Prenons par exemple ce deux pièces meublé de 40 mètres carrés « secteur Gare de Lyon-Aligre », qui affiche un loyer de 1450 euros charges comprises. D’après les photos, il s’agit d’un bâtiment ancien (poutre apparente), son loyer de référence majoré est donc de 30 euros le mètre carré. Soit 1200 euros par mois, plus les charges. A priori, il devra donc baisser de 100 à 150 euros.

Pour les locataires en place, c’est plus compliqué. Les bons payeurs peuvent toujours proposer un compromis à leur bailleur. S’ils quittaient le logement, celui-ci serait de toute façon obligé de le remettre sur le marché, à un prix encadré inférieur.

La loi prévoit la possibilité d’un complément de loyer, au-delà de la limite majorée, pour les appartements présentant des caractéristiques exceptionnelles. Le hic, c’est que les critères ne sont pas clairement définis. « Il n’y a ni jurisprudence, ni doctrine. C’est défini de manière succincte, confirme un juriste de l’Adil75. On peut penser qu’un emplacement de parking, une terrasse, une maison, ou un immeuble équipé en domotique peuvent remplir ces critères. » Quant à la limite de cette majoration, elle n’est pas précisée. L’Adil75 estime qu’il s’agira de l’un des principaux point de litige.
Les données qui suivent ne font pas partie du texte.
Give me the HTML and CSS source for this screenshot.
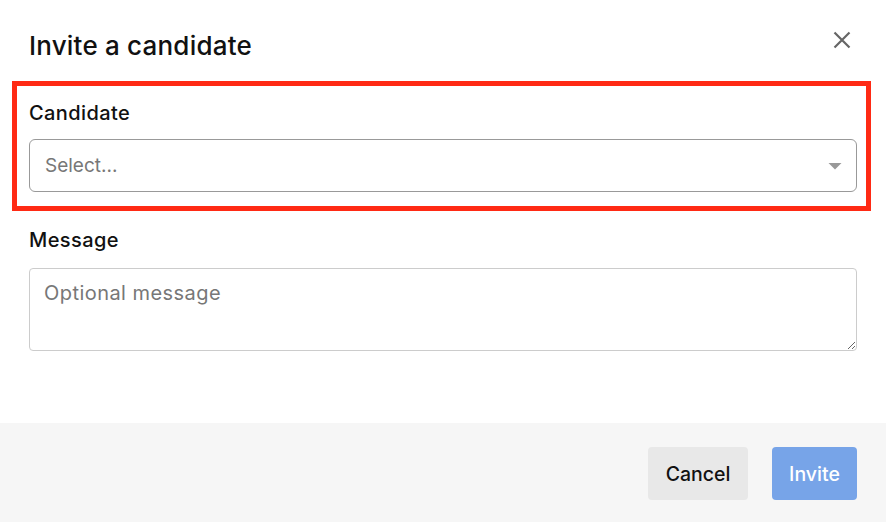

Ainsi, cet appartement de 170 mètres carrés situé place des Vosges, la plus ancienne de Paris, véritable monument architectural, sera peut-être encore autorisé à pratiquer un loyer proche de 60 euros le mètre carré.

C’est un risque. « Certains propriétaires ne se cachent pas, ils nous disent qu’ils n’appliqueront pas la loi », confie un juriste du service de renseignement de l’Adil75.

Dans ce cas, le locataire peut toujours accepter un loyer de marché et le dénoncer par la suite. Pour cela, il faut demander sa diminution devant la Commission départementale de conciliation (CDC) ou directement devant le Tribunal d’instance dans les 3 ans à compter de la signature du bail.

A Paris, la décision du tribunal d’instance tombe en général au bout de deux à six mois. Le loyer résultant de la conciliation ou de la décision du tribunal sera appliqué de manière rétroactive. Le trop perçu sera donc remboursé par le propriétaire.